***** Data segment

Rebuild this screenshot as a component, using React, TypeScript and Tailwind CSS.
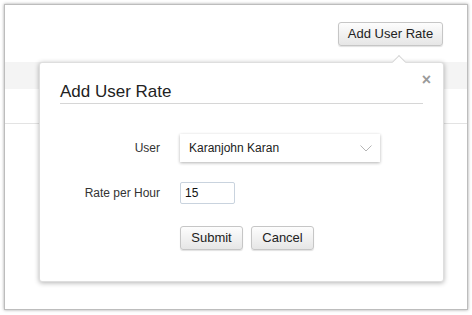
import React from 'react';

const font = { fontFamily: '"Liberation Sans", Arial, sans-serif' };

const GrayButton: React.FC<{ children: React.ReactNode; className?: string }> = ({ children, className = '' }) => (
  <button
    className={`h-6 rounded-[3px] border border-[#c6c6c6] bg-gradient-to-b from-[#fdfdfd] to-[#e6e6e6] text-[13px] text-[#222] shadow-[0_1px_1px_rgba(0,0,0,0.12)] ${className}`}
  >
    {children}
  </button>
);

const App: React.FC = () => {
  return (
    <div className="w-[472px] h-[315px] bg-white pt-[4px] pl-[4px]" style={font}>
      <div className="relative w-[464px] h-[306px] bg-white border border-[#bdbdbd] shadow-[0_0_3px_rgba(0,0,0,0.35)] overflow-hidden">
        {/* header */}
        <div className="flex justify-end pt-[17px] pr-[24px]">
          <GrayButton className="w-[105px]">Add User Rate</GrayButton>
        </div>

        {/* table behind */}
        <div className="mt-[16px] h-[27px] bg-[#f4f4f4]" />
        <div className="h-[35px] border-b border-[#e3e3e3]" />

        {/* popover */}
        <div className="absolute left-[34px] top-[57px] w-[405px] h-[220px] rounded-[3px] bg-white border border-[#dedede] shadow-[0_1px_5px_rgba(0,0,0,0.3)]">
          {/* arrow */}
          <div className="absolute -top-[6px] left-[354px] w-[10px] h-[10px] rotate-45 bg-white border-l border-t border-[#d6d6d6]" />

          <button className="absolute right-[12px] top-[9px] text-[16px] leading-none text-[#9a9a9a] font-bold">×</button>

          <div className="mx-[20px] pt-[20px] pb-[2px] border-b border-[#d6d6d6] text-[17px] leading-[18px] text-[#222]">
            Add User Rate
          </div>

          <div className="mt-[30px] flex items-center">
            <div className="w-[120px] text-right text-[12px] text-[#333]">User</div>
            <div className="ml-[20px] w-[200px] h-[28px] bg-white shadow-[0_1px_3px_rgba(0,0,0,0.3)] flex items-center justify-between pl-[9px] pr-[8px]">
              <span className="text-[12px] text-[#222]">Karanjohn Karan</span>
              <svg width="12" height="7" viewBox="0 0 12 7" fill="none">
                <path d="M0.5 0.5 L6 6 L11.5 0.5" stroke="#b5b5b5" strokeWidth="1" />
              </svg>
            </div>
          </div>

          <div className="mt-[20px] flex items-center">
            <div className="w-[120px] text-right text-[12px] text-[#333]">Rate per Hour</div>
            <div className="ml-[20px] w-[55px] h-[22px] border border-[#c9d3de] rounded-[2px] flex items-center pl-[4px] text-[12px] text-[#111]">
              15
            </div>
          </div>

          <div className="mt-[22px] flex gap-[8px] pl-[140px]">
            <GrayButton className="w-[63px]">Submit</GrayButton>
            <GrayButton className="w-[63px]">Cancel</GrayButton>
          </div>
        </div>
      </div>
    </div>
  );
};

export default App;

**********

▸ **Required work**
Copy out every line of the listing that contains the string "React".

▸ **Task solution**
Rebuild this screenshot as a component, using React, TypeScript and Tailwind CSS.
import React from 'react';
const GrayButton: React.FC<{ children: React.ReactNode; className?: string }> = ({ children, className = '' }) => (
const App: React.FC = () => {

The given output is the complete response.